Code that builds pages
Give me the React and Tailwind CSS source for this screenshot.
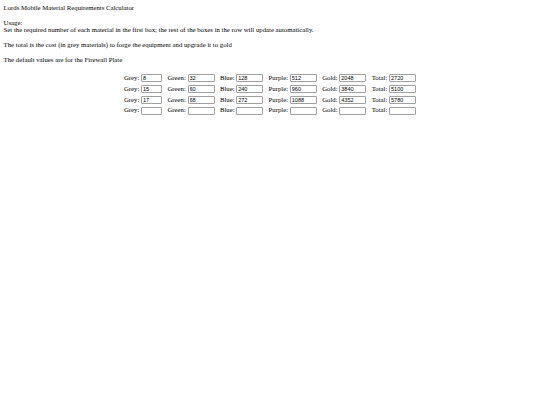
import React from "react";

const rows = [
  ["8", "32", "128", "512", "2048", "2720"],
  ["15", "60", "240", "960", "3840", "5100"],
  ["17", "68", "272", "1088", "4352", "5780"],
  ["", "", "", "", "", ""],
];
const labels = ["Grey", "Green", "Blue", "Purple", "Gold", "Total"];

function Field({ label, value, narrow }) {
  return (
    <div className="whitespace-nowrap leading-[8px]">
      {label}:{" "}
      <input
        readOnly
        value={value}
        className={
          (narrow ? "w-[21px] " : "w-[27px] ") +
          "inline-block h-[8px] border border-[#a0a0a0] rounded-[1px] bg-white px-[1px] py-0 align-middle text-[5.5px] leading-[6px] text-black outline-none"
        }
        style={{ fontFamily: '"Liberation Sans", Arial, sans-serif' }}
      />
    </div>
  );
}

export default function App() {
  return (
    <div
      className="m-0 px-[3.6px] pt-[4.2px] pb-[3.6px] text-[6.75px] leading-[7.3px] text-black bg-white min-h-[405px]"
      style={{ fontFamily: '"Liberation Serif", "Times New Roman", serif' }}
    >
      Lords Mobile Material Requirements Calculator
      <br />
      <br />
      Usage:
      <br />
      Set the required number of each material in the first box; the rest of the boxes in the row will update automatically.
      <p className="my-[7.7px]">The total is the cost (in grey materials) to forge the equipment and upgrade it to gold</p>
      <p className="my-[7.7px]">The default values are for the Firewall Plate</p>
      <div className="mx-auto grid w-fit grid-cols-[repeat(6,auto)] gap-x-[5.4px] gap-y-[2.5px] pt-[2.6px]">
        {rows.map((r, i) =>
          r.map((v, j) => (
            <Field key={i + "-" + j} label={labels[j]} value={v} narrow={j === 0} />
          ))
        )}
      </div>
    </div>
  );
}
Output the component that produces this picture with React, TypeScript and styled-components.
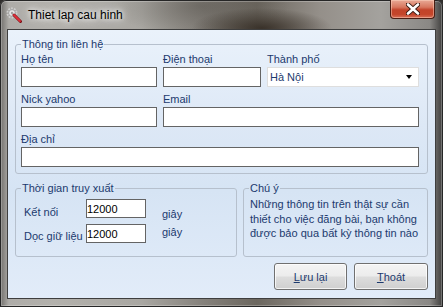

### WHAT TO WORK ON
Except for the pictures, copy every line of the records above exactly.

### EXERCISE RESULT
Give me the React and Tailwind CSS source for this screenshot.
import React from "react";

const rows = [
  ["8", "32", "128", "512", "2048", "2720"],
  ["15", "60", "240", "960", "3840", "5100"],
  ["17", "68", "272", "1088", "4352", "5780"],
  ["", "", "", "", "", ""],
];
const labels = ["Grey", "Green", "Blue", "Purple", "Gold", "Total"];

function Field({ label, value, narrow }) {
  return (
    <div className="whitespace-nowrap leading-[8px]">
      {label}:{" "}
      <input
        readOnly
        value={value}
        className={
          (narrow ? "w-[21px] " : "w-[27px] ") +
          "inline-block h-[8px] border border-[#a0a0a0] rounded-[1px] bg-white px-[1px] py-0 align-middle text-[5.5px] leading-[6px] text-black outline-none"
        }
        style={{ fontFamily: '"Liberation Sans", Arial, sans-serif' }}
      />
    </div>
  );
}

export default function App() {
  return (
    <div
      className="m-0 px-[3.6px] pt-[4.2px] pb-[3.6px] text-[6.75px] leading-[7.3px] text-black bg-white min-h-[405px]"
      style={{ fontFamily: '"Liberation Serif", "Times New Roman", serif' }}
    >
      Lords Mobile Material Requirements Calculator
      <br />
      <br />
      Usage:
      <br />
      Set the required number of each material in the first box; the rest of the boxes in the row will update automatically.
      <p className="my-[7.7px]">The total is the cost (in grey materials) to forge the equipment and upgrade it to gold</p>
      <p className="my-[7.7px]">The default values are for the Firewall Plate</p>
      <div className="mx-auto grid w-fit grid-cols-[repeat(6,auto)] gap-x-[5.4px] gap-y-[2.5px] pt-[2.6px]">
        {rows.map((r, i) =>
          r.map((v, j) => (
            <Field key={i + "-" + j} label={labels[j]} value={v} narrow={j === 0} />
          ))
        )}
      </div>
    </div>
  );
}
Output the component that produces this picture with React, TypeScript and styled-components.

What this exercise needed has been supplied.